A “clique” is a complete sub graph of a graph (i.e., all the nodes that are part of the sub graph are directly connected to each other). Cliques are used as the basis to identify closely-knit communities in a network as part of studies on homophily and diffusion. Unfortunately, the problem of finding the maximum-sized clique in a graph is an NP-hard problem (Cormen et. al., 2009), prompting several exact algorithms and heuristics to be proposed in the literature (Pattabiraman et. al., 2013; Fortunato, 2010; Palla et. al., 2005; Sadi et. al., 2010; Tomita & Seki, 2003). In this chapter, we choose a recently proposed exact algorithm (Pattabiraman et. al., 2013) to determine the size of the maximum clique for large-scale complex network graphs and extend it to determine the size of the maximal clique that a particular node is part of. We define the maximal clique size for a node as the size of the largest clique (in terms of the number of constituent nodes) the node is part of. Note that the maximal clique for a node need not be the maximum clique for the entire network graph; but, the maximum clique for the entire graph could be the maximal clique for one or more nodes in the network.

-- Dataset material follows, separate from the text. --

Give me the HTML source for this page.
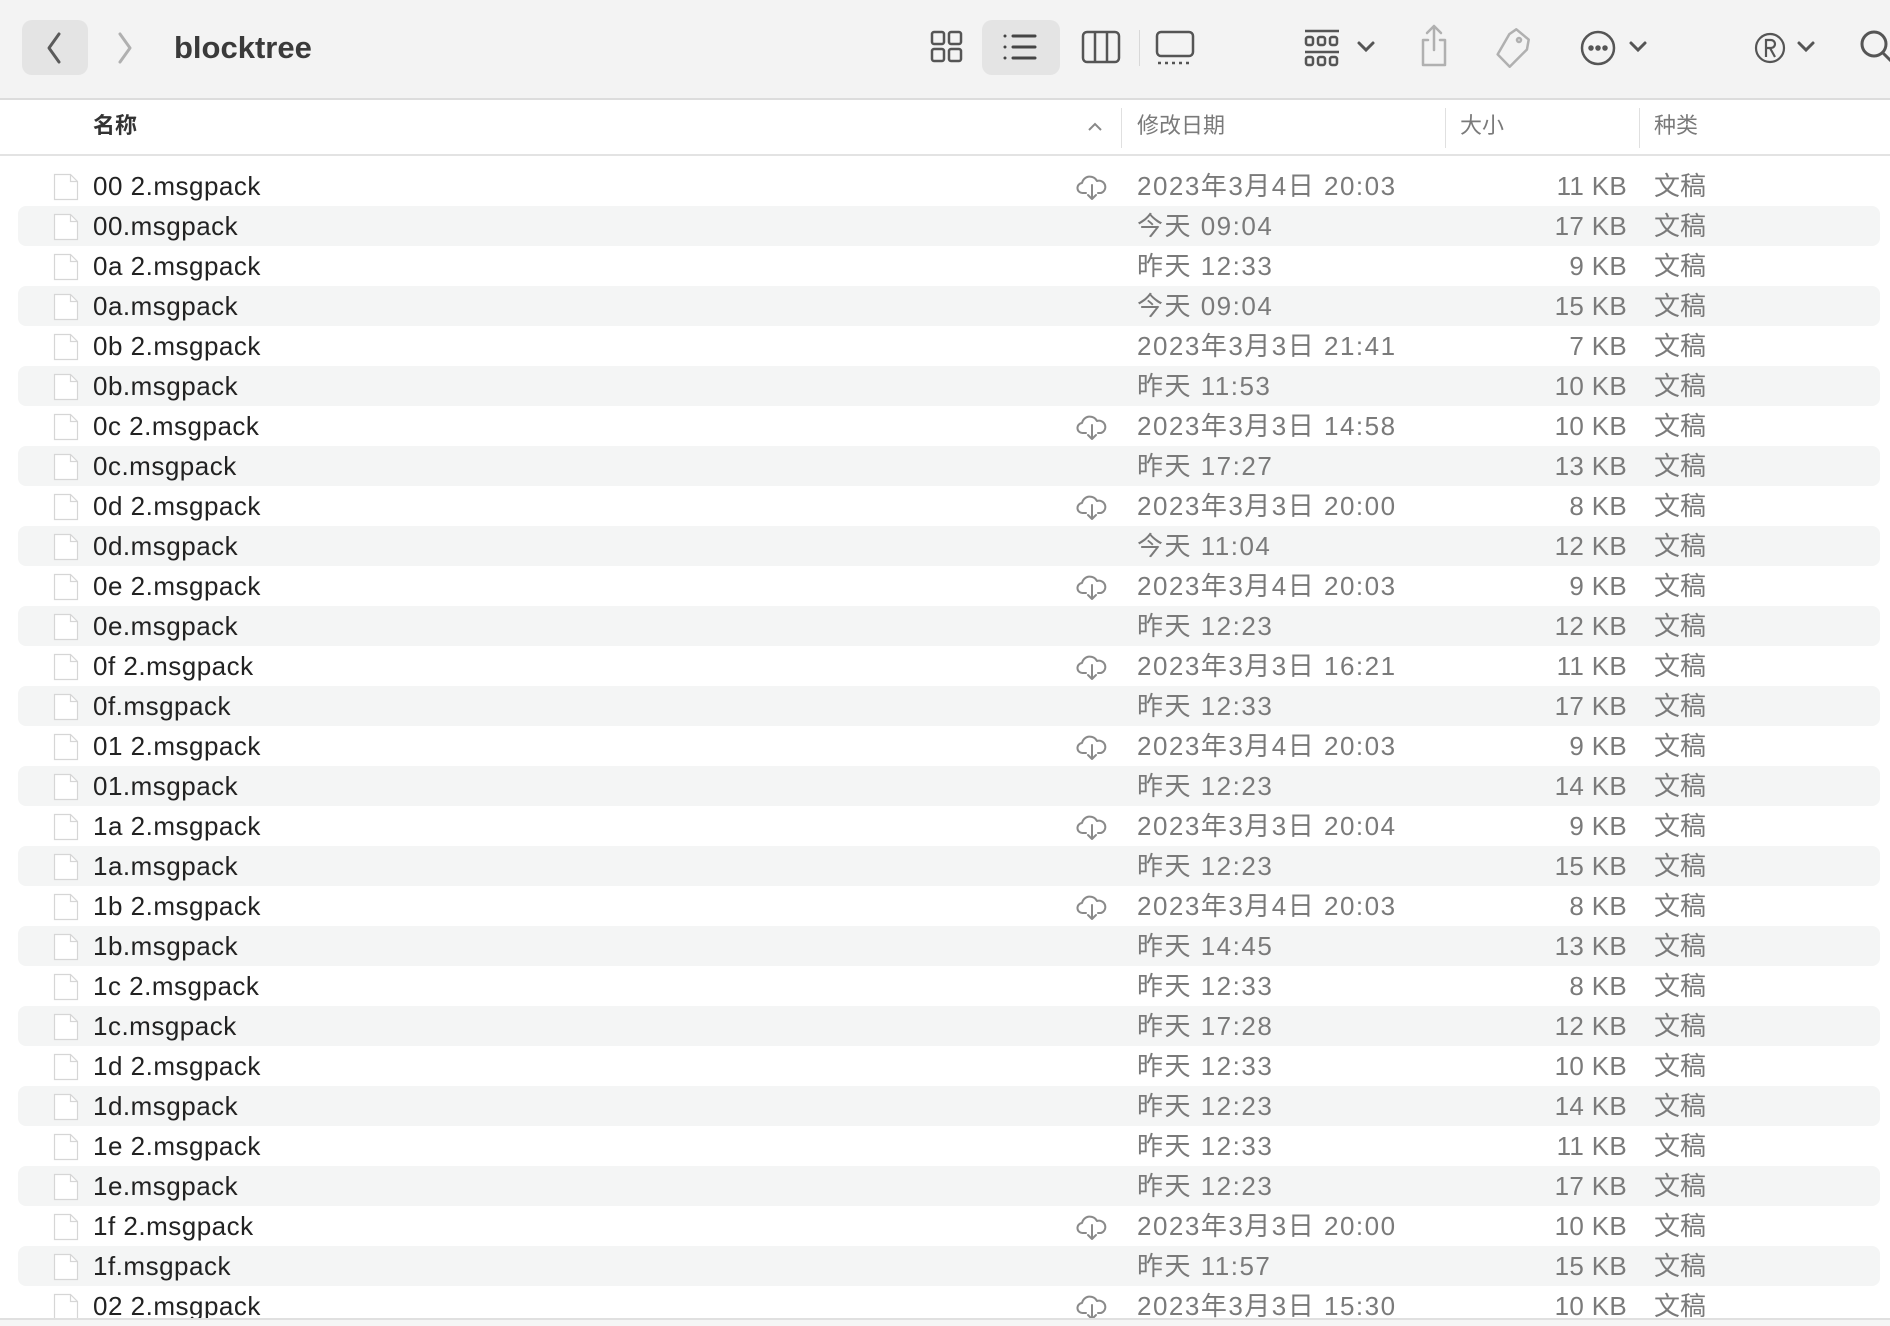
<!DOCTYPE html>
<html><head><meta charset="utf-8"><style>
*{margin:0;padding:0;box-sizing:border-box}
body{width:1890px;height:1326px;overflow:hidden;background:#fff;font-family:"Liberation Sans","Noto Sans CJK SC",sans-serif;position:relative}
.tb{position:absolute;left:0;top:0;width:1890px;height:100px;background:#f3f3f3;border-bottom:2px solid #dcdcdc}
.a{position:absolute}
.hd{position:absolute;top:100px;left:0;width:1890px;height:56px;border-bottom:2px solid #e3e3e3;font-size:22px;color:#7a7a7a}
.hd span{position:absolute;top:11px;line-height:30px}
.sep{position:absolute;top:8px;width:1px;height:40px;background:#e0e0e0}
.row{position:absolute;left:18px;width:1862px;height:40px;border-radius:8px}
.row.s{background:#f4f5f5}
.row .ic{position:absolute;left:35px;top:7px;width:26px;height:28px}
.row span{position:absolute;top:5px;height:30px;line-height:30px;font-size:26px;color:#7a7a7a;white-space:nowrap}
.row .n{left:75px;color:#222;letter-spacing:0.5px}
.row .d{left:1119px;letter-spacing:1.5px}
.row .z{right:253px;letter-spacing:0.3px}
.row .k{left:1636px}
.row .c{position:absolute;left:1058px;top:7px}
</style></head><body>
<div class="tb">
 <div class="a" style="left:22px;top:20px;width:66px;height:55px;border-radius:10px;background:#e4e4e4"></div>
 <svg class="a" style="left:40px;top:30px" width="30" height="36"><path d="M19 4 L9 18 L19 32" fill="none" stroke="#5a5a5a" stroke-width="3" stroke-linecap="round" stroke-linejoin="round"/></svg>
 <svg class="a" style="left:110px;top:30px" width="30" height="36"><path d="M10 4 L20 18 L10 32" fill="none" stroke="#b0b0b0" stroke-width="3" stroke-linecap="round" stroke-linejoin="round"/></svg>
 <div class="a" style="left:174px;top:30px;font-size:31px;font-weight:bold;color:#3a3a3a">blocktree</div>
 <div class="a" style="left:982px;top:20px;width:78px;height:55px;border-radius:10px;background:#e4e4e4"></div>
 <svg class="a" style="left:930px;top:30px" width="34" height="34" fill="none" stroke="#555" stroke-width="2.5"><rect x="2" y="2" width="12" height="12" rx="2"/><rect x="19" y="2" width="12" height="12" rx="2"/><rect x="2" y="19" width="12" height="12" rx="2"/><rect x="19" y="19" width="12" height="12" rx="2"/></svg>
 <svg class="a" style="left:1002px;top:32px" width="36" height="30" stroke="#444" stroke-width="3" stroke-linecap="round"><path d="M3 4h0M3 15h0M3 26h0M11 4h22M11 15h22M11 26h22"/></svg>
 <svg class="a" style="left:1081px;top:30px" width="40" height="34" fill="none" stroke="#555" stroke-width="2.5"><rect x="2" y="2" width="36" height="30" rx="4"/><path d="M14 2v30M26 2v30"/></svg>
 <div class="a" style="left:1139px;top:30px;width:1px;height:36px;background:#d8d8d8"></div>
 <svg class="a" style="left:1155px;top:30px" width="40" height="36" fill="none" stroke="#555" stroke-width="2.5"><rect x="2" y="2" width="36" height="24" rx="4"/><path d="M3 33h3M10 33h3M17 33h3M24 33h3M31 33h3"/></svg>
 <svg class="a" style="left:1303px;top:28px" width="40" height="40" fill="none" stroke="#555" stroke-width="2.5"><path d="M2 3h34M2 24h34"/><rect x="3" y="9" width="7" height="8" rx="2"/><rect x="15" y="9" width="7" height="8" rx="2"/><rect x="27" y="9" width="7" height="8" rx="2"/><rect x="3" y="29" width="7" height="8" rx="2"/><rect x="15" y="29" width="7" height="8" rx="2"/><rect x="27" y="29" width="7" height="8" rx="2"/></svg>
 <svg class="a" style="left:1356px;top:40px" width="20" height="14" fill="none" stroke="#555" stroke-width="3" stroke-linecap="round"><path d="M3 3l7 7 7-7"/></svg>
 <svg class="a" style="left:1418px;top:24px" width="32" height="44" fill="none" stroke="#b0b0b0" stroke-width="2.5" stroke-linecap="round" stroke-linejoin="round"><path d="M16 2v24M9 9l7-7 7 7M10 16H5v25h22V16h-5"/></svg>
 <svg class="a" style="left:1493px;top:26px" width="40" height="44" fill="none" stroke="#b0b0b0" stroke-width="2.5" stroke-linejoin="round"><path d="M20 3l14 8v10L20 41 6 31l8-22z" transform="rotate(10 20 22)"/><circle cx="26" cy="14" r="2"/></svg>
 <svg class="a" style="left:1579px;top:29px" width="38" height="38" fill="none" stroke="#555" stroke-width="2.5"><circle cx="19" cy="19" r="16"/><circle cx="12" cy="19" r="1.5" fill="#555"/><circle cx="19" cy="19" r="1.5" fill="#555"/><circle cx="26" cy="19" r="1.5" fill="#555"/></svg>
 <svg class="a" style="left:1628px;top:40px" width="20" height="14" fill="none" stroke="#555" stroke-width="3" stroke-linecap="round"><path d="M3 3l7 7 7-7"/></svg>
 <svg class="a" style="left:1754px;top:31px" width="32" height="34" fill="none" stroke="#555" stroke-width="2.2"><circle cx="16" cy="17" r="14"/><path d="M12 26V9h5a4 4 0 010 8h-5M16 17l5 9"/></svg>
 <svg class="a" style="left:1796px;top:40px" width="20" height="14" fill="none" stroke="#555" stroke-width="3" stroke-linecap="round"><path d="M3 3l7 7 7-7"/></svg>
 <svg class="a" style="left:1858px;top:28px" width="32" height="40" fill="none" stroke="#555" stroke-width="3"><circle cx="16" cy="16" r="12"/><path d="M25 25l8 8"/></svg>
</div>
<div class="hd">
 <span style="left:93px;color:#333;font-weight:bold">名称</span>
 <svg class="a" style="left:1086px;top:20px" width="18" height="14" fill="none" stroke="#888" stroke-width="2"><path d="M3 10l6-6 6 6"/></svg>
 <div class="sep" style="left:1121px"></div><span style="left:1137px">修改日期</span>
 <div class="sep" style="left:1445px"></div><span style="left:1460px">大小</span>
 <div class="sep" style="left:1639px"></div><span style="left:1654px">种类</span>
</div>
<div id="rows"></div>
<div class="a" style="left:0;top:1318px;width:1890px;height:8px;background:#f5f5f5;border-top:2px solid #e0e0e0"></div>
<script>
const D=[["00 2.msgpack","2023年3月4日 20:03","11 KB",1],["00.msgpack","今天 09:04","17 KB"],["0a 2.msgpack","昨天 12:33","9 KB"],["0a.msgpack","今天 09:04","15 KB"],["0b 2.msgpack","2023年3月3日 21:41","7 KB"],["0b.msgpack","昨天 11:53","10 KB"],["0c 2.msgpack","2023年3月3日 14:58","10 KB",1],["0c.msgpack","昨天 17:27","13 KB"],["0d 2.msgpack","2023年3月3日 20:00","8 KB",1],["0d.msgpack","今天 11:04","12 KB"],["0e 2.msgpack","2023年3月4日 20:03","9 KB",1],["0e.msgpack","昨天 12:23","12 KB"],["0f 2.msgpack","2023年3月3日 16:21","11 KB",1],["0f.msgpack","昨天 12:33","17 KB"],["01 2.msgpack","2023年3月4日 20:03","9 KB",1],["01.msgpack","昨天 12:23","14 KB"],["1a 2.msgpack","2023年3月3日 20:04","9 KB",1],["1a.msgpack","昨天 12:23","15 KB"],["1b 2.msgpack","2023年3月4日 20:03","8 KB",1],["1b.msgpack","昨天 14:45","13 KB"],["1c 2.msgpack","昨天 12:33","8 KB"],["1c.msgpack","昨天 17:28","12 KB"],["1d 2.msgpack","昨天 12:33","10 KB"],["1d.msgpack","昨天 12:23","14 KB"],["1e 2.msgpack","昨天 12:33","11 KB"],["1e.msgpack","昨天 12:23","17 KB"],["1f 2.msgpack","2023年3月3日 20:00","10 KB",1],["1f.msgpack","昨天 11:57","15 KB"],["02 2.msgpack","2023年3月3日 15:30","10 KB",1]];
let h="";
D.forEach((r,i)=>{
h+=`<div class="row${i%2?' s':''}" style="top:${166+i*40}px"><svg class="ic" viewBox="0 0 26 28"><path d="M1.5 1.5h16l7 7v18h-23z" fill="#fff" stroke="#d6d6d6" stroke-width="1.2"/><path d="M17.5 1.5v7h7" fill="none" stroke="#d6d6d6" stroke-width="1.2"/></svg><span class="n">${r[0]}</span>`+
(r[3]?`<svg class="c" width="32" height="28" fill="none" stroke="#8a8a8a" stroke-width="2" stroke-linecap="round" stroke-linejoin="round"><path d="M10 20H7a5 5 0 01-1-10 8 8 0 0115-2 5.5 5.5 0 014 12h-3"/><path d="M16 12v14M12 22l4 4 4-4"/></svg>`:"")+
`<span class="d">${r[1]}</span><span class="z">${r[2]}</span><span class="k">文稿</span></div>`;});
document.getElementById("rows").innerHTML=h;
</script>
</body></html>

Since the maximal clique size problem is a computationally hard problem and exact algorithms run significantly slower on large network graphs, our goal in this chapter is to explore whether the maximal clique size correlates well to one of the commonly studied computationally lightweight metrics, viz., centrality of the vertices, for complex real-world network graphs: if we observe a high positive correlation between maximal clique size and one or more centrality metrics, we could then infer the ranking of the vertices based on the centrality values as the ranking of the vertices based on the maximal clique size in real-world network graphs. Ours will be the first chapter to conduct a correlation study between centrality and maximal clique size for real-world network graphs. To the best of our knowledge, we did not come across such a work that has done correlation study between these two metrics (and in general, a computationally hard metric vis-a-vis a computationally lightweight metric) for real-world network graphs. Throughout the chapter, we use the terms 'node' and 'vertex' as well as 'link' and 'edge' interchangeably. They mean the same.